The plant that solves Rubik’s cube: Science Daily tells about an enzyme in plants that solves puzzles. “Scientists at the John Innes Centre have discovered a key ‘twist’ in a Rubik’s cube-like plant puzzle, which could pave the way to new, or more effective pharmaceuticals,” the article begins. To make one of the many complex chemicals plants are famous for, called heteroyohimbine, the plant has to twist and turn the molecule. “The puzzle is not a simple jigsaw in which the picture becomes clearer with each new piece discovered; it’s more like a Rubik’s cube.”

Sunbathing plants: Why don’t plants get sunburn? They stand out there making shade for others, but are exposed to the hot sun all day. Nigel Paul explores this question on The Conversation and reports that plants make their own sunscreen. Clever! They are, after all, good organic chemists as stated above. The dangerous ultraviolet-B rays (UVB) act as a signal to a protein named UVR8 to turn on their sunscreen production. How many plants had to burn up before that system evolved?

Drought-resistant corn: Californians know about this one, looking at their brown lawns after years of drought. Grass isn’t entirely helpless under the onslaught of dry conditions. A paper in PNAS says that grasses like maize are able to suppress shoot-borne roots during drought to conserve water. To do this, the roots and the top of the plant have to talk to each other—and they do, with chemical messages traveling through the pipelines.

Nitrogen fixing skill: Many plants (especially legumes, like beans and peas) help the whole planet by “fixing” nitrogen—that is, making the molecular nitrogen gas in the atmosphere available in the form of ammonia and other compounds. N2 in the atmosphere, being triple-bonded, is a tough nut to crack. Current Biology reveals a few more details about the process in soybeans. It “requires complex adjustments of nodule nitrogen metabolism and partitioning processes,” the paper says. If and when scientists can ever replicate what plants do every day, it could revolutionize agriculture.

The force: When plant cells divide, they have a problem. Stiff cell walls don’t make way for new cells easily. What to do? Chilean scientists took a look at the forces involved in cell division in plants. Writing in PNAS, they report on recent work that helps resolve a long-standing debate between two hypotheses. It appears now that “the cell will align its division plane with the direction of greatest tension as a whole.” Even so, the scientists are still not sure the process is understood. Maybe both hypotheses are partly right.

Light food: The greatest benefit to man and to all animals is plants’ ability to make food from sunlight. Scientists still struggle to understand photosynthesis in detail. Science Daily reported new clues that could help scientists harness the potential of this amazing ability. The clue involves enzymes and signals and wavelengths of light beyond the scope of a quick summary. Too bad they didn’t thank the Creator.
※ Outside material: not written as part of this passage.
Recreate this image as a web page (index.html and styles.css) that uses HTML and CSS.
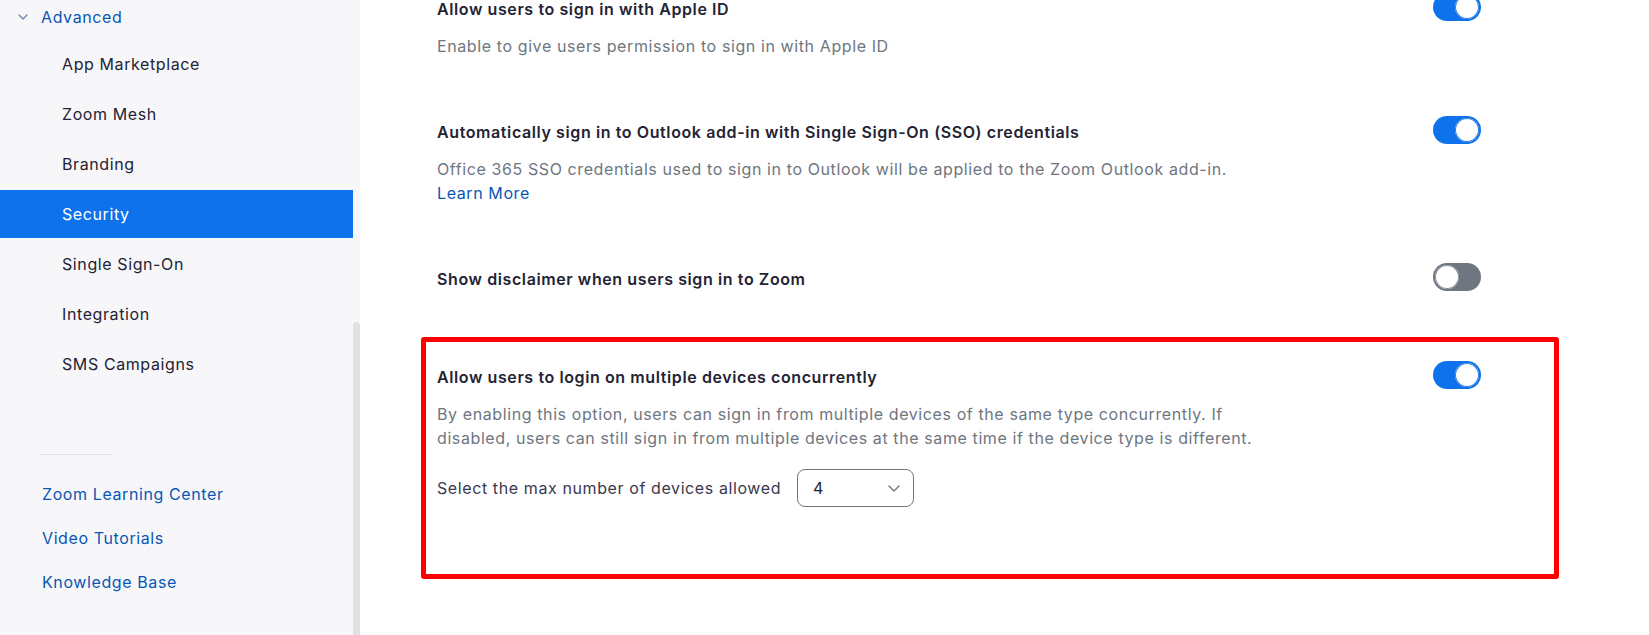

BM-lightclick“Photosynthesis usually ranks about third after the origin of life and the invention of DNA in lists of the greatest inventions of evolution,” said Bryant. “Photosynthesis was such a powerful invention that it changed Earth’s atmosphere by producing oxygen, allowing diverse and complex life forms — algae, plants, and animals — to evolve.

Incredible egg: Speaking of “plant evolution,” detail freaks may be curious how Current Biology answers the question, “What does it take to be an egg?” In his latest book Evolution: Still a Theory in Crisis, Michael Denton pointed to plant reproduction as a prime example of “baroque” architecture too elaborate to submit to a Darwinian mutation-selection explanation (Discovery Institute’s short video “Biology of the Baroque” explains what that means). The authors of the new paper point to a conserved transcription factor in liverworts that appears to be implicated in cell fate during egg cell production, but they admit, “The genetic regulation of cell patterning within plant gametophytes remains poorly understood.”

Anyone see Darwin contributing anything worthwhile to the findings of science listed above? Anyone?